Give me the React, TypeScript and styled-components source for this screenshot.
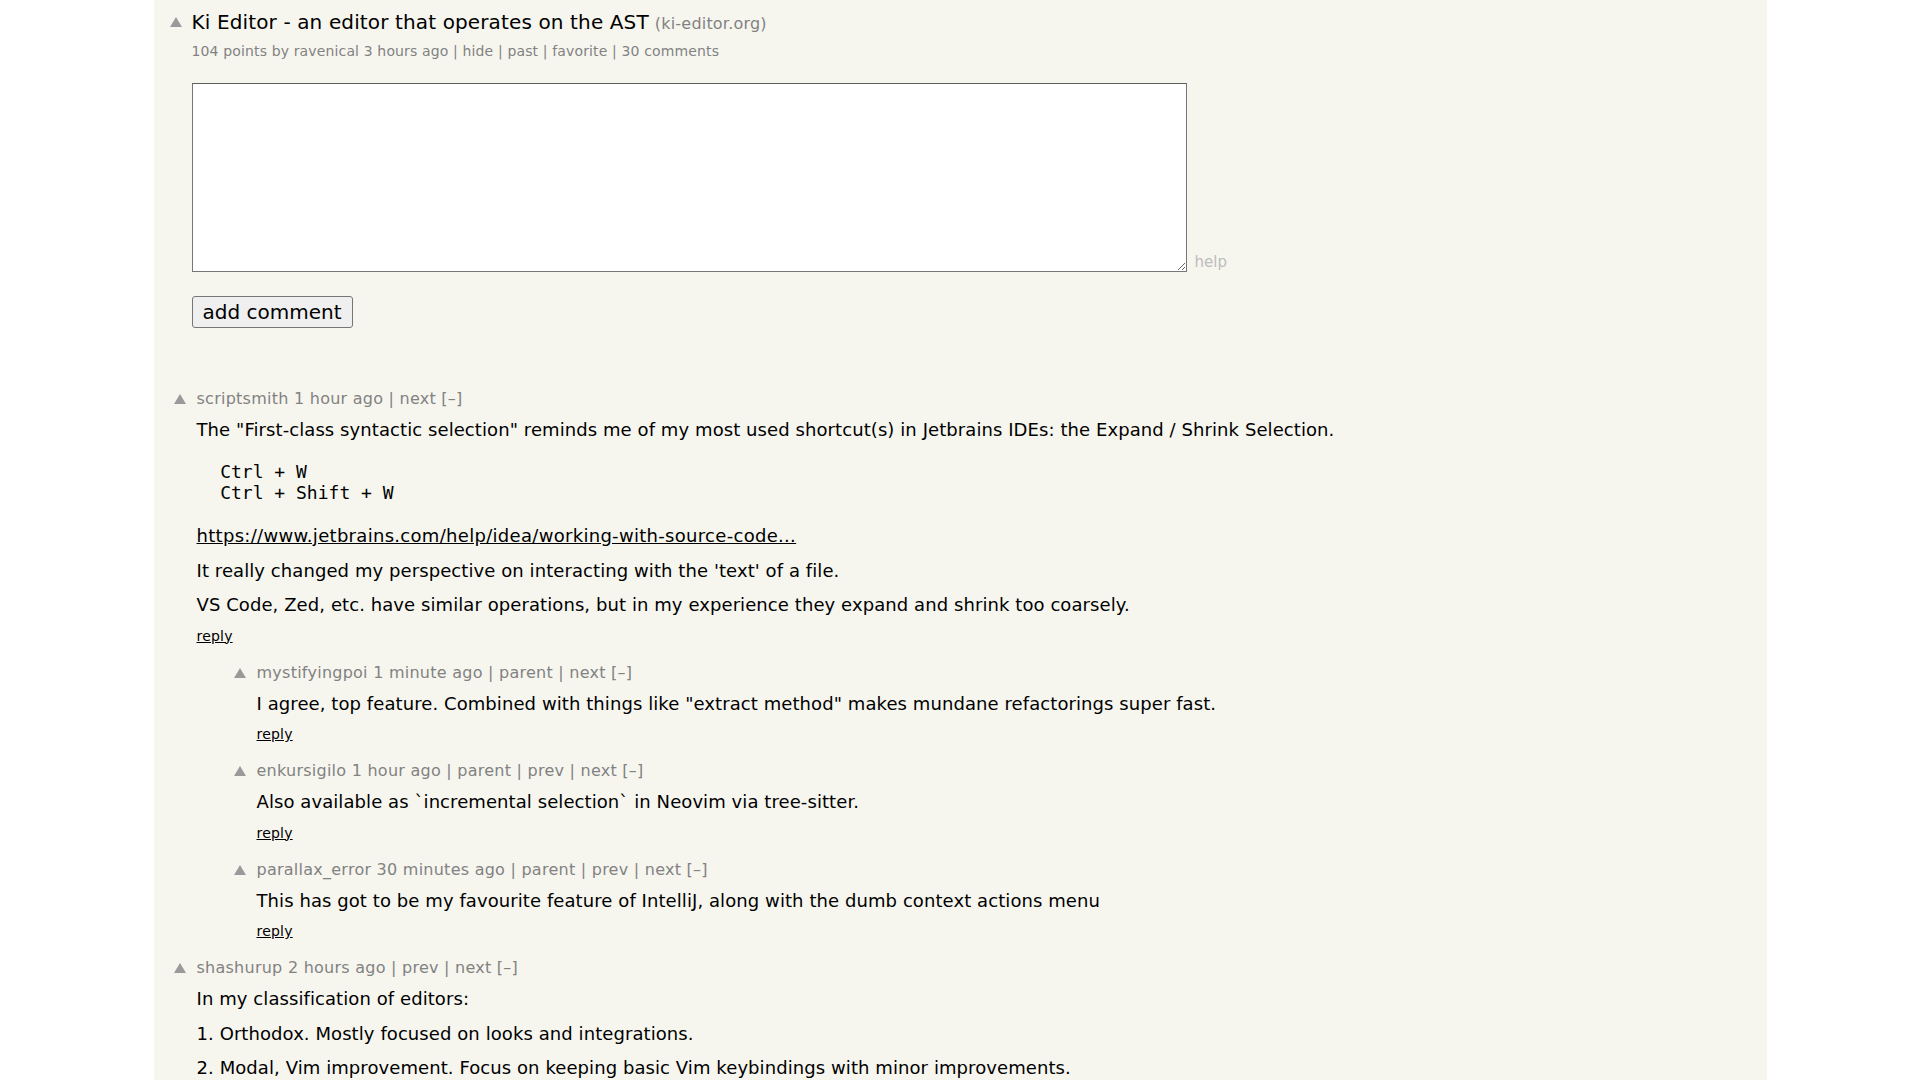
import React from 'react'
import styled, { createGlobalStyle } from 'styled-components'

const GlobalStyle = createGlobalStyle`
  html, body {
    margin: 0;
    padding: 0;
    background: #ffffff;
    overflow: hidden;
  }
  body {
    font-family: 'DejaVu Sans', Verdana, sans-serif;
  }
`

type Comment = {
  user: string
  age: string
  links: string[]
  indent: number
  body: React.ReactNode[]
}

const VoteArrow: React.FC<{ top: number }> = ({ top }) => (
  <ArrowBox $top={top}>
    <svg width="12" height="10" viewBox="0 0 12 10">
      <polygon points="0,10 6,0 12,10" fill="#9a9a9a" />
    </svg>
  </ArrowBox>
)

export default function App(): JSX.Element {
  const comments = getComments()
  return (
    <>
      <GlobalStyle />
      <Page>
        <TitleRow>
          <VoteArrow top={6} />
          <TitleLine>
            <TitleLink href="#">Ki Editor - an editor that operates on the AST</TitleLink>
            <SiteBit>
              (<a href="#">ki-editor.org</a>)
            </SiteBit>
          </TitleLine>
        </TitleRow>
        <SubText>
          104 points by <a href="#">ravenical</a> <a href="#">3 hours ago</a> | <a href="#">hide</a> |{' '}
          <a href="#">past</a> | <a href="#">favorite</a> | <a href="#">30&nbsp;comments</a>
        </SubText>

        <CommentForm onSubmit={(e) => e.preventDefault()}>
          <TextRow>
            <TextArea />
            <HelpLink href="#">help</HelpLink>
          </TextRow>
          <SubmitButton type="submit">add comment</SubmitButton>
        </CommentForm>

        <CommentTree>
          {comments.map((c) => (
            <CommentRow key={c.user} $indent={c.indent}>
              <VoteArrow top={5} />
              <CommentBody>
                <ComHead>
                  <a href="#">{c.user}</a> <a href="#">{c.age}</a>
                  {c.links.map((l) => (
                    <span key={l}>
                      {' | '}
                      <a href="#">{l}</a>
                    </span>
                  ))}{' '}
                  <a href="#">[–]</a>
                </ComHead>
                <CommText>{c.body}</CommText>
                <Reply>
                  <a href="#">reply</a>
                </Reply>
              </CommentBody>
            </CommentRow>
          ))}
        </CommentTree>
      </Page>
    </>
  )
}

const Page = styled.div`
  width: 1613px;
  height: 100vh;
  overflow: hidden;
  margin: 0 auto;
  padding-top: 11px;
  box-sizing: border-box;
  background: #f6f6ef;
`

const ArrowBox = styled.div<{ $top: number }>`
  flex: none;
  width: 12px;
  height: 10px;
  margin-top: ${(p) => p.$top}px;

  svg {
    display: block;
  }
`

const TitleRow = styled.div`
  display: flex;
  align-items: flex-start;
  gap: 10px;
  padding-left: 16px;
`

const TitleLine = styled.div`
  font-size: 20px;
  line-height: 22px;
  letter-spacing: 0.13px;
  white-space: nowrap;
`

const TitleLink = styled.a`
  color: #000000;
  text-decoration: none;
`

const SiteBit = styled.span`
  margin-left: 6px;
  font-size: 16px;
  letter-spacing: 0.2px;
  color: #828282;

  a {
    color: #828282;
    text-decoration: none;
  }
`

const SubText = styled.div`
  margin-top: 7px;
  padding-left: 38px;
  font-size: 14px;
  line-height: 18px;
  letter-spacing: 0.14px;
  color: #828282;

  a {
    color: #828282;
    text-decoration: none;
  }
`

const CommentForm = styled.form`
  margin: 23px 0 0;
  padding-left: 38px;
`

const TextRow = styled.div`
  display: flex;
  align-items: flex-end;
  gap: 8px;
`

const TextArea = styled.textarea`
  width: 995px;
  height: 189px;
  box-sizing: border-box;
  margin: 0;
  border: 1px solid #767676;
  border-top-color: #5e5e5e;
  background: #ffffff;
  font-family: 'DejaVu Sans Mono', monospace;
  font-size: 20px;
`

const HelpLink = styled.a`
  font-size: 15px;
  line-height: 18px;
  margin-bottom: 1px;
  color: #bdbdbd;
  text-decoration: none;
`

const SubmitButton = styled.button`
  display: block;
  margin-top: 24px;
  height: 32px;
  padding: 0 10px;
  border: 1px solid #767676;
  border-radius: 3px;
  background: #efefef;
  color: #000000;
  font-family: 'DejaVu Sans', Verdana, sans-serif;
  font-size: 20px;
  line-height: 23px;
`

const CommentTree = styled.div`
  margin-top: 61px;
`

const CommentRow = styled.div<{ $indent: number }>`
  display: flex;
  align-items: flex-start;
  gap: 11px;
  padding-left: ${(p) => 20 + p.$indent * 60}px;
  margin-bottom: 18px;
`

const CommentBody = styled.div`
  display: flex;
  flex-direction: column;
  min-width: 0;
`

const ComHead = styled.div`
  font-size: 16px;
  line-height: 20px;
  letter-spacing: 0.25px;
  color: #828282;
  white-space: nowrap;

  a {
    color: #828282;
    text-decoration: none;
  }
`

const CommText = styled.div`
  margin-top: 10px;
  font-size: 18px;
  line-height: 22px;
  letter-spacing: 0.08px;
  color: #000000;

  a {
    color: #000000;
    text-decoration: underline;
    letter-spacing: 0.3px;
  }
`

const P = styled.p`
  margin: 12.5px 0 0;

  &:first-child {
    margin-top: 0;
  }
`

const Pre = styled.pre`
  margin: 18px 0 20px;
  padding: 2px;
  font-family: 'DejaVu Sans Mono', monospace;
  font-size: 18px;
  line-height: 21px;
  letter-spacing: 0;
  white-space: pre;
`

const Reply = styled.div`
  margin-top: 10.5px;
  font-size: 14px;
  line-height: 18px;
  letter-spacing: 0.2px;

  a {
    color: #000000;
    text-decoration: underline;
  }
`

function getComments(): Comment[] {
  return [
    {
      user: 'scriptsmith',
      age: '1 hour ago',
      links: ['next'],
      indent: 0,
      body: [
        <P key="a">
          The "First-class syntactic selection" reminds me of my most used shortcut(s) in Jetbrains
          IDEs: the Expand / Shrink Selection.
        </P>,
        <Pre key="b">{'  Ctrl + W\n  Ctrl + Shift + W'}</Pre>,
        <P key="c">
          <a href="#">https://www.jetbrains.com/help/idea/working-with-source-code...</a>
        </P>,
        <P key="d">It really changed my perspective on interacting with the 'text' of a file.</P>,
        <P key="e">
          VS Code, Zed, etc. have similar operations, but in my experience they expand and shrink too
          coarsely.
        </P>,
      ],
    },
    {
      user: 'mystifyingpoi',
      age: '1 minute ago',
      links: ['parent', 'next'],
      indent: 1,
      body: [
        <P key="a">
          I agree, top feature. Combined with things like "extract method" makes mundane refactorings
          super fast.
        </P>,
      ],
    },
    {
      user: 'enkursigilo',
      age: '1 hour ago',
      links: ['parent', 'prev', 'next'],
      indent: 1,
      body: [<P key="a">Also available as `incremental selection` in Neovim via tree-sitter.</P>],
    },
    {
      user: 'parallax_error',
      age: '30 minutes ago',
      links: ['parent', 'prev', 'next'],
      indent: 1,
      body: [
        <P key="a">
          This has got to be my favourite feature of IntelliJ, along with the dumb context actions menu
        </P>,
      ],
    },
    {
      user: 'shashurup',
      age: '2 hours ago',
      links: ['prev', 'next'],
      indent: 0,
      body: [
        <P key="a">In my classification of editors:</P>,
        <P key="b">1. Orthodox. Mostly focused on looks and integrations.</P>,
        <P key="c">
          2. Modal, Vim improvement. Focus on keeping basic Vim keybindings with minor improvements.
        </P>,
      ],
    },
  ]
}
****
REQUIREMENT: Reproduce the whole listing exactly, but not the images in it.

EXERCISE SOLUTION:
Give me the React, TypeScript and styled-components source for this screenshot.
import React from 'react'
import styled, { createGlobalStyle } from 'styled-components'

const GlobalStyle = createGlobalStyle`
  html, body {
    margin: 0;
    padding: 0;
    background: #ffffff;
    overflow: hidden;
  }
  body {
    font-family: 'DejaVu Sans', Verdana, sans-serif;
  }
`

type Comment = {
  user: string
  age: string
  links: string[]
  indent: number
  body: React.ReactNode[]
}

const VoteArrow: React.FC<{ top: number }> = ({ top }) => (
  <ArrowBox $top={top}>
    <svg width="12" height="10" viewBox="0 0 12 10">
      <polygon points="0,10 6,0 12,10" fill="#9a9a9a" />
    </svg>
  </ArrowBox>
)

export default function App(): JSX.Element {
  const comments = getComments()
  return (
    <>
      <GlobalStyle />
      <Page>
        <TitleRow>
          <VoteArrow top={6} />
          <TitleLine>
            <TitleLink href="#">Ki Editor - an editor that operates on the AST</TitleLink>
            <SiteBit>
              (<a href="#">ki-editor.org</a>)
            </SiteBit>
          </TitleLine>
        </TitleRow>
        <SubText>
          104 points by <a href="#">ravenical</a> <a href="#">3 hours ago</a> | <a href="#">hide</a> |{' '}
          <a href="#">past</a> | <a href="#">favorite</a> | <a href="#">30&nbsp;comments</a>
        </SubText>

        <CommentForm onSubmit={(e) => e.preventDefault()}>
          <TextRow>
            <TextArea />
            <HelpLink href="#">help</HelpLink>
          </TextRow>
          <SubmitButton type="submit">add comment</SubmitButton>
        </CommentForm>

        <CommentTree>
          {comments.map((c) => (
            <CommentRow key={c.user} $indent={c.indent}>
              <VoteArrow top={5} />
              <CommentBody>
                <ComHead>
                  <a href="#">{c.user}</a> <a href="#">{c.age}</a>
                  {c.links.map((l) => (
                    <span key={l}>
                      {' | '}
                      <a href="#">{l}</a>
                    </span>
                  ))}{' '}
                  <a href="#">[–]</a>
                </ComHead>
                <CommText>{c.body}</CommText>
                <Reply>
                  <a href="#">reply</a>
                </Reply>
              </CommentBody>
            </CommentRow>
          ))}
        </CommentTree>
      </Page>
    </>
  )
}

const Page = styled.div`
  width: 1613px;
  height: 100vh;
  overflow: hidden;
  margin: 0 auto;
  padding-top: 11px;
  box-sizing: border-box;
  background: #f6f6ef;
`

const ArrowBox = styled.div<{ $top: number }>`
  flex: none;
  width: 12px;
  height: 10px;
  margin-top: ${(p) => p.$top}px;

  svg {
    display: block;
  }
`

const TitleRow = styled.div`
  display: flex;
  align-items: flex-start;
  gap: 10px;
  padding-left: 16px;
`

const TitleLine = styled.div`
  font-size: 20px;
  line-height: 22px;
  letter-spacing: 0.13px;
  white-space: nowrap;
`

const TitleLink = styled.a`
  color: #000000;
  text-decoration: none;
`

const SiteBit = styled.span`
  margin-left: 6px;
  font-size: 16px;
  letter-spacing: 0.2px;
  color: #828282;

  a {
    color: #828282;
    text-decoration: none;
  }
`

const SubText = styled.div`
  margin-top: 7px;
  padding-left: 38px;
  font-size: 14px;
  line-height: 18px;
  letter-spacing: 0.14px;
  color: #828282;

  a {
    color: #828282;
    text-decoration: none;
  }
`

const CommentForm = styled.form`
  margin: 23px 0 0;
  padding-left: 38px;
`

const TextRow = styled.div`
  display: flex;
  align-items: flex-end;
  gap: 8px;
`

const TextArea = styled.textarea`
  width: 995px;
  height: 189px;
  box-sizing: border-box;
  margin: 0;
  border: 1px solid #767676;
  border-top-color: #5e5e5e;
  background: #ffffff;
  font-family: 'DejaVu Sans Mono', monospace;
  font-size: 20px;
`

const HelpLink = styled.a`
  font-size: 15px;
  line-height: 18px;
  margin-bottom: 1px;
  color: #bdbdbd;
  text-decoration: none;
`

const SubmitButton = styled.button`
  display: block;
  margin-top: 24px;
  height: 32px;
  padding: 0 10px;
  border: 1px solid #767676;
  border-radius: 3px;
  background: #efefef;
  color: #000000;
  font-family: 'DejaVu Sans', Verdana, sans-serif;
  font-size: 20px;
  line-height: 23px;
`

const CommentTree = styled.div`
  margin-top: 61px;
`

const CommentRow = styled.div<{ $indent: number }>`
  display: flex;
  align-items: flex-start;
  gap: 11px;
  padding-left: ${(p) => 20 + p.$indent * 60}px;
  margin-bottom: 18px;
`

const CommentBody = styled.div`
  display: flex;
  flex-direction: column;
  min-width: 0;
`

const ComHead = styled.div`
  font-size: 16px;
  line-height: 20px;
  letter-spacing: 0.25px;
  color: #828282;
  white-space: nowrap;

  a {
    color: #828282;
    text-decoration: none;
  }
`

const CommText = styled.div`
  margin-top: 10px;
  font-size: 18px;
  line-height: 22px;
  letter-spacing: 0.08px;
  color: #000000;

  a {
    color: #000000;
    text-decoration: underline;
    letter-spacing: 0.3px;
  }
`

const P = styled.p`
  margin: 12.5px 0 0;

  &:first-child {
    margin-top: 0;
  }
`

const Pre = styled.pre`
  margin: 18px 0 20px;
  padding: 2px;
  font-family: 'DejaVu Sans Mono', monospace;
  font-size: 18px;
  line-height: 21px;
  letter-spacing: 0;
  white-space: pre;
`

const Reply = styled.div`
  margin-top: 10.5px;
  font-size: 14px;
  line-height: 18px;
  letter-spacing: 0.2px;

  a {
    color: #000000;
    text-decoration: underline;
  }
`

function getComments(): Comment[] {
  return [
    {
      user: 'scriptsmith',
      age: '1 hour ago',
      links: ['next'],
      indent: 0,
      body: [
        <P key="a">
          The "First-class syntactic selection" reminds me of my most used shortcut(s) in Jetbrains
          IDEs: the Expand / Shrink Selection.
        </P>,
        <Pre key="b">{'  Ctrl + W\n  Ctrl + Shift + W'}</Pre>,
        <P key="c">
          <a href="#">https://www.jetbrains.com/help/idea/working-with-source-code...</a>
        </P>,
        <P key="d">It really changed my perspective on interacting with the 'text' of a file.</P>,
        <P key="e">
          VS Code, Zed, etc. have similar operations, but in my experience they expand and shrink too
          coarsely.
        </P>,
      ],
    },
    {
      user: 'mystifyingpoi',
      age: '1 minute ago',
      links: ['parent', 'next'],
      indent: 1,
      body: [
        <P key="a">
          I agree, top feature. Combined with things like "extract method" makes mundane refactorings
          super fast.
        </P>,
      ],
    },
    {
      user: 'enkursigilo',
      age: '1 hour ago',
      links: ['parent', 'prev', 'next'],
      indent: 1,
      body: [<P key="a">Also available as `incremental selection` in Neovim via tree-sitter.</P>],
    },
    {
      user: 'parallax_error',
      age: '30 minutes ago',
      links: ['parent', 'prev', 'next'],
      indent: 1,
      body: [
        <P key="a">
          This has got to be my favourite feature of IntelliJ, along with the dumb context actions menu
        </P>,
      ],
    },
    {
      user: 'shashurup',
      age: '2 hours ago',
      links: ['prev', 'next'],
      indent: 0,
      body: [
        <P key="a">In my classification of editors:</P>,
        <P key="b">1. Orthodox. Mostly focused on looks and integrations.</P>,
        <P key="c">
          2. Modal, Vim improvement. Focus on keeping basic Vim keybindings with minor improvements.
        </P>,
      ],
    },
  ]
}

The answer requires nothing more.